▶ **Aim of the exercise**: Below are some records; give them all again exactly, but not the pictures.

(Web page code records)
□ □ □ □
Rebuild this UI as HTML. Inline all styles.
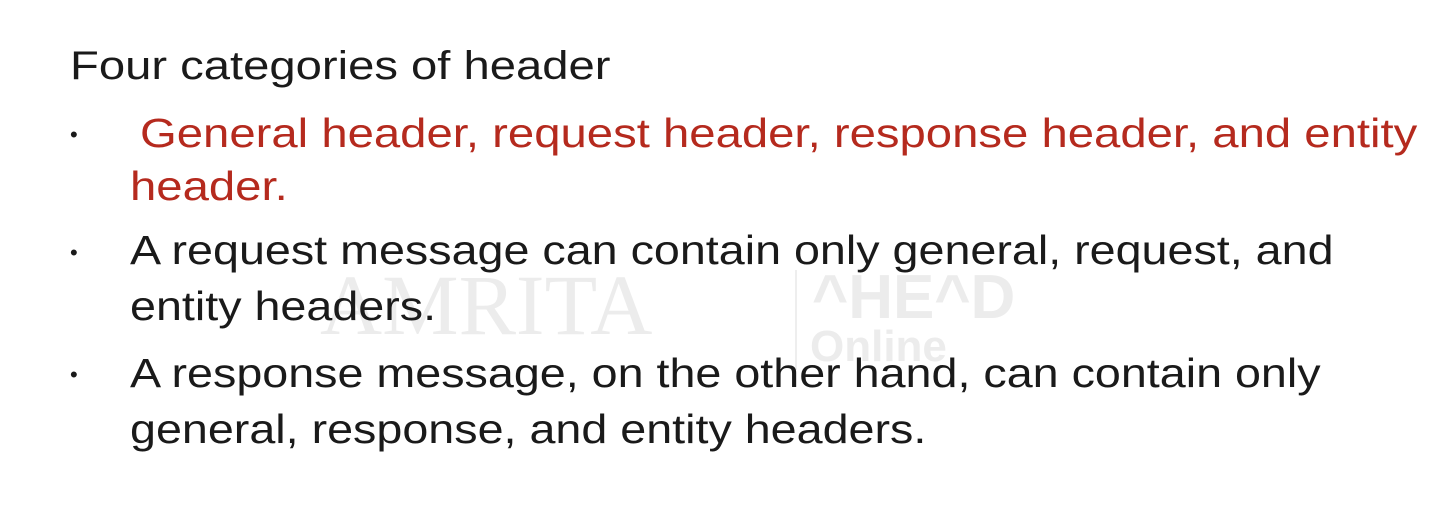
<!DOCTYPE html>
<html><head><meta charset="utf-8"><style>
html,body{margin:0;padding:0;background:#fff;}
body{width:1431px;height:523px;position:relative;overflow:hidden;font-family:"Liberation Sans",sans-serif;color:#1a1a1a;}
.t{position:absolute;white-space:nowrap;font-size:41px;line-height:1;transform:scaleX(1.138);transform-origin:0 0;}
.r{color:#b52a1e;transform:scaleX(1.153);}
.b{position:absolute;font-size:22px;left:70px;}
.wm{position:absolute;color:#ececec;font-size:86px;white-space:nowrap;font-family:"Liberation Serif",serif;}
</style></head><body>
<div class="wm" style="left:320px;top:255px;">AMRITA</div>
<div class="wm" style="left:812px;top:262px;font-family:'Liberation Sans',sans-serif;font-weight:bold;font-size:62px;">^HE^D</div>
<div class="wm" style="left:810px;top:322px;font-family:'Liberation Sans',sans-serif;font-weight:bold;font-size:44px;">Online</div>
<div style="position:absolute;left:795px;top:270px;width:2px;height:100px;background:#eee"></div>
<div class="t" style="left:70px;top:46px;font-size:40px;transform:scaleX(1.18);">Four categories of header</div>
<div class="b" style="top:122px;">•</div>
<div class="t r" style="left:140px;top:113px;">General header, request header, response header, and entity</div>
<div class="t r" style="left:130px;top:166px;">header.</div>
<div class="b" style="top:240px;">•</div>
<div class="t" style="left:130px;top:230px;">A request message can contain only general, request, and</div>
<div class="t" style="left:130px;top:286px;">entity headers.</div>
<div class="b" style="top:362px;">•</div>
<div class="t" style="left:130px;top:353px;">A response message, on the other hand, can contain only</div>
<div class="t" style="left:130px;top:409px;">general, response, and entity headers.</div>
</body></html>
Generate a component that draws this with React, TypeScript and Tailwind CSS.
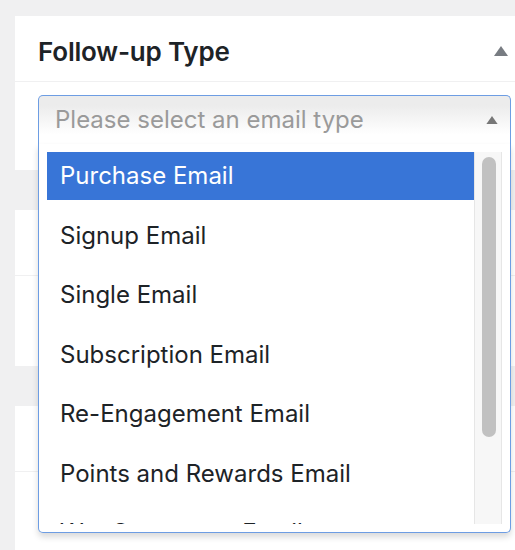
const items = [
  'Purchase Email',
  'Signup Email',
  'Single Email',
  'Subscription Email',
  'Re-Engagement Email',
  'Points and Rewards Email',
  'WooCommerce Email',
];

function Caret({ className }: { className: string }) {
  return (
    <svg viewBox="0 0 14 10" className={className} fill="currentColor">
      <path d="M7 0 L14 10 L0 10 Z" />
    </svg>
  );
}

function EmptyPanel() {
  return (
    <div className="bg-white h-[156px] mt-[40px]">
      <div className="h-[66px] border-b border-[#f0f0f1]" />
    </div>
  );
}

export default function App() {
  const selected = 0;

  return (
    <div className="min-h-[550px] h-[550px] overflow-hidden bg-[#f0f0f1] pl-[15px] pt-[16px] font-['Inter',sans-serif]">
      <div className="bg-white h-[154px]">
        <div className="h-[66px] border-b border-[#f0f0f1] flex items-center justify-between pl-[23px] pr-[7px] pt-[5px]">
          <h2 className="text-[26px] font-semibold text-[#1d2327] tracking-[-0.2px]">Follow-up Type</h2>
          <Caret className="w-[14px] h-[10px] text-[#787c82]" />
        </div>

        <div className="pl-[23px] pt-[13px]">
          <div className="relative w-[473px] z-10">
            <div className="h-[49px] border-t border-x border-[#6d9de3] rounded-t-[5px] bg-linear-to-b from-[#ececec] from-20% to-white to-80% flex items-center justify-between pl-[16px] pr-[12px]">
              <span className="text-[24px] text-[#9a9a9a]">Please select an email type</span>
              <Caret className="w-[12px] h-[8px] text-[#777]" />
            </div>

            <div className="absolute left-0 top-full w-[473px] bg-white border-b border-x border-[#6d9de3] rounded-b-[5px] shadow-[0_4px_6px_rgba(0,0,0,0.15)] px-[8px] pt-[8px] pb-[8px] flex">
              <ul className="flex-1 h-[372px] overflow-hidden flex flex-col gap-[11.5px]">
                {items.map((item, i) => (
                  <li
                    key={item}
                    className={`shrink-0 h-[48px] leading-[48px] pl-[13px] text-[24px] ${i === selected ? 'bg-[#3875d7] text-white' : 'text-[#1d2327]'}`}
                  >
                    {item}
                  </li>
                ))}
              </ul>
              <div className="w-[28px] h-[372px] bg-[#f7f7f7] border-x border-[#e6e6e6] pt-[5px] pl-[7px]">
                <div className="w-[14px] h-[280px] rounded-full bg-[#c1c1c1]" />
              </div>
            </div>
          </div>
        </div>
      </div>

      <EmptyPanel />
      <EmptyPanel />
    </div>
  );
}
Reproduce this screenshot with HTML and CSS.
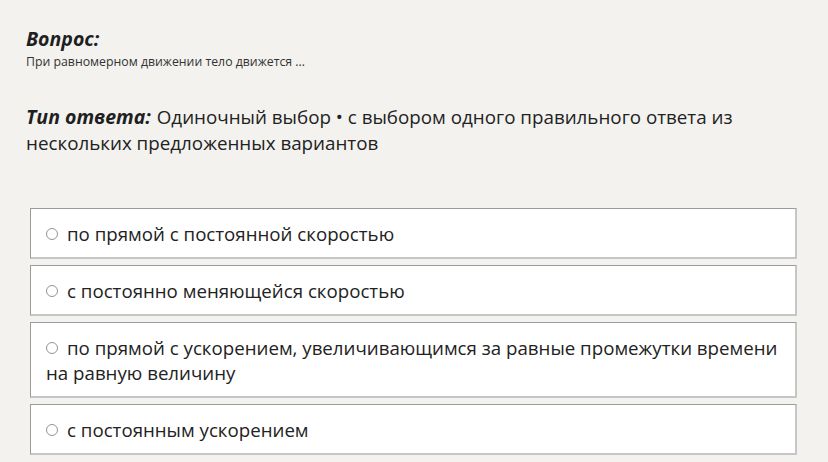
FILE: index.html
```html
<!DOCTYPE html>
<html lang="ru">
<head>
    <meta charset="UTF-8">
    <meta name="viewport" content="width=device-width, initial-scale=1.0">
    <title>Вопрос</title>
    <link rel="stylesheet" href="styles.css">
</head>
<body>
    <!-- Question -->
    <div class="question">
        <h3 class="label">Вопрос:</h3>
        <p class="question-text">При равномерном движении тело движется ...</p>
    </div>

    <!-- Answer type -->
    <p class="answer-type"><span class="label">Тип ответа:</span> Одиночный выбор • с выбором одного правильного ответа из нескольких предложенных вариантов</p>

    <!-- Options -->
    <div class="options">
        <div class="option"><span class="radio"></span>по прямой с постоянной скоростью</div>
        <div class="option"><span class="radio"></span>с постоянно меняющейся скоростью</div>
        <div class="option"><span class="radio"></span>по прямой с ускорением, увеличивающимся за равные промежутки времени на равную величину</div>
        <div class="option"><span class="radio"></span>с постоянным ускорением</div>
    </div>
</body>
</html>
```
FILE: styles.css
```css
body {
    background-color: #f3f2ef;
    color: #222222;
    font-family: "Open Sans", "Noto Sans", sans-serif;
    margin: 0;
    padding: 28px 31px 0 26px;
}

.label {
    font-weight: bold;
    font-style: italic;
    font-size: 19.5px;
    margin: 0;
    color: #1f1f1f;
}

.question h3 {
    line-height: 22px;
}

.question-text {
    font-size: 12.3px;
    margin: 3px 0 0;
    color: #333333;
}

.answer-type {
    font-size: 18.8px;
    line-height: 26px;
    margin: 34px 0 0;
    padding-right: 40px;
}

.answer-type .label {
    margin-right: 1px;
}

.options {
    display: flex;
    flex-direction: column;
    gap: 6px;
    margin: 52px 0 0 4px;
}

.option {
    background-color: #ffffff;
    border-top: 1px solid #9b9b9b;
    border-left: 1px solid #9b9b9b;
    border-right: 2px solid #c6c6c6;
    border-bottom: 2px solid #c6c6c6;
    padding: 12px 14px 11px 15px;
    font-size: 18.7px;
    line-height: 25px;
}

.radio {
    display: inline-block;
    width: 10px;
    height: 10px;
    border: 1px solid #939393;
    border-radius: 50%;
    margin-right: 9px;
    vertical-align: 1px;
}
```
□ □ □ □
▶ **Output of the exercise**:
Rebuild this UI as HTML. Inline all styles.
<!DOCTYPE html>
<html><head><meta charset="utf-8"><style>
html,body{margin:0;padding:0;background:#fff;}
body{width:1431px;height:523px;position:relative;overflow:hidden;font-family:"Liberation Sans",sans-serif;color:#1a1a1a;}
.t{position:absolute;white-space:nowrap;font-size:41px;line-height:1;transform:scaleX(1.138);transform-origin:0 0;}
.r{color:#b52a1e;transform:scaleX(1.153);}
.b{position:absolute;font-size:22px;left:70px;}
.wm{position:absolute;color:#ececec;font-size:86px;white-space:nowrap;font-family:"Liberation Serif",serif;}
</style></head><body>
<div class="wm" style="left:320px;top:255px;">AMRITA</div>
<div class="wm" style="left:812px;top:262px;font-family:'Liberation Sans',sans-serif;font-weight:bold;font-size:62px;">^HE^D</div>
<div class="wm" style="left:810px;top:322px;font-family:'Liberation Sans',sans-serif;font-weight:bold;font-size:44px;">Online</div>
<div style="position:absolute;left:795px;top:270px;width:2px;height:100px;background:#eee"></div>
<div class="t" style="left:70px;top:46px;font-size:40px;transform:scaleX(1.18);">Four categories of header</div>
<div class="b" style="top:122px;">•</div>
<div class="t r" style="left:140px;top:113px;">General header, request header, response header, and entity</div>
<div class="t r" style="left:130px;top:166px;">header.</div>
<div class="b" style="top:240px;">•</div>
<div class="t" style="left:130px;top:230px;">A request message can contain only general, request, and</div>
<div class="t" style="left:130px;top:286px;">entity headers.</div>
<div class="b" style="top:362px;">•</div>
<div class="t" style="left:130px;top:353px;">A response message, on the other hand, can contain only</div>
<div class="t" style="left:130px;top:409px;">general, response, and entity headers.</div>
</body></html>
Generate a component that draws this with React, TypeScript and Tailwind CSS.
const items = [
  'Purchase Email',
  'Signup Email',
  'Single Email',
  'Subscription Email',
  'Re-Engagement Email',
  'Points and Rewards Email',
  'WooCommerce Email',
];

function Caret({ className }: { className: string }) {
  return (
    <svg viewBox="0 0 14 10" className={className} fill="currentColor">
      <path d="M7 0 L14 10 L0 10 Z" />
    </svg>
  );
}

function EmptyPanel() {
  return (
    <div className="bg-white h-[156px] mt-[40px]">
      <div className="h-[66px] border-b border-[#f0f0f1]" />
    </div>
  );
}

export default function App() {
  const selected = 0;

  return (
    <div className="min-h-[550px] h-[550px] overflow-hidden bg-[#f0f0f1] pl-[15px] pt-[16px] font-['Inter',sans-serif]">
      <div className="bg-white h-[154px]">
        <div className="h-[66px] border-b border-[#f0f0f1] flex items-center justify-between pl-[23px] pr-[7px] pt-[5px]">
          <h2 className="text-[26px] font-semibold text-[#1d2327] tracking-[-0.2px]">Follow-up Type</h2>
          <Caret className="w-[14px] h-[10px] text-[#787c82]" />
        </div>

        <div className="pl-[23px] pt-[13px]">
          <div className="relative w-[473px] z-10">
            <div className="h-[49px] border-t border-x border-[#6d9de3] rounded-t-[5px] bg-linear-to-b from-[#ececec] from-20% to-white to-80% flex items-center justify-between pl-[16px] pr-[12px]">
              <span className="text-[24px] text-[#9a9a9a]">Please select an email type</span>
              <Caret className="w-[12px] h-[8px] text-[#777]" />
            </div>

            <div className="absolute left-0 top-full w-[473px] bg-white border-b border-x border-[#6d9de3] rounded-b-[5px] shadow-[0_4px_6px_rgba(0,0,0,0.15)] px-[8px] pt-[8px] pb-[8px] flex">
              <ul className="flex-1 h-[372px] overflow-hidden flex flex-col gap-[11.5px]">
                {items.map((item, i) => (
                  <li
                    key={item}
                    className={`shrink-0 h-[48px] leading-[48px] pl-[13px] text-[24px] ${i === selected ? 'bg-[#3875d7] text-white' : 'text-[#1d2327]'}`}
                  >
                    {item}
                  </li>
                ))}
              </ul>
              <div className="w-[28px] h-[372px] bg-[#f7f7f7] border-x border-[#e6e6e6] pt-[5px] pl-[7px]">
                <div className="w-[14px] h-[280px] rounded-full bg-[#c1c1c1]" />
              </div>
            </div>
          </div>
        </div>
      </div>

      <EmptyPanel />
      <EmptyPanel />
    </div>
  );
}
Reproduce this screenshot with HTML and CSS.
FILE: index.html
```html
<!DOCTYPE html>
<html lang="ru">
<head>
    <meta charset="UTF-8">
    <meta name="viewport" content="width=device-width, initial-scale=1.0">
    <title>Вопрос</title>
    <link rel="stylesheet" href="styles.css">
</head>
<body>
    <!-- Question -->
    <div class="question">
        <h3 class="label">Вопрос:</h3>
        <p class="question-text">При равномерном движении тело движется ...</p>
    </div>

    <!-- Answer type -->
    <p class="answer-type"><span class="label">Тип ответа:</span> Одиночный выбор • с выбором одного правильного ответа из нескольких предложенных вариантов</p>

    <!-- Options -->
    <div class="options">
        <div class="option"><span class="radio"></span>по прямой с постоянной скоростью</div>
        <div class="option"><span class="radio"></span>с постоянно меняющейся скоростью</div>
        <div class="option"><span class="radio"></span>по прямой с ускорением, увеличивающимся за равные промежутки времени на равную величину</div>
        <div class="option"><span class="radio"></span>с постоянным ускорением</div>
    </div>
</body>
</html>
```
FILE: styles.css
```css
body {
    background-color: #f3f2ef;
    color: #222222;
    font-family: "Open Sans", "Noto Sans", sans-serif;
    margin: 0;
    padding: 28px 31px 0 26px;
}

.label {
    font-weight: bold;
    font-style: italic;
    font-size: 19.5px;
    margin: 0;
    color: #1f1f1f;
}

.question h3 {
    line-height: 22px;
}

.question-text {
    font-size: 12.3px;
    margin: 3px 0 0;
    color: #333333;
}

.answer-type {
    font-size: 18.8px;
    line-height: 26px;
    margin: 34px 0 0;
    padding-right: 40px;
}

.answer-type .label {
    margin-right: 1px;
}

.options {
    display: flex;
    flex-direction: column;
    gap: 6px;
    margin: 52px 0 0 4px;
}

.option {
    background-color: #ffffff;
    border-top: 1px solid #9b9b9b;
    border-left: 1px solid #9b9b9b;
    border-right: 2px solid #c6c6c6;
    border-bottom: 2px solid #c6c6c6;
    padding: 12px 14px 11px 15px;
    font-size: 18.7px;
    line-height: 25px;
}

.radio {
    display: inline-block;
    width: 10px;
    height: 10px;
    border: 1px solid #939393;
    border-radius: 50%;
    margin-right: 9px;
    vertical-align: 1px;
}
```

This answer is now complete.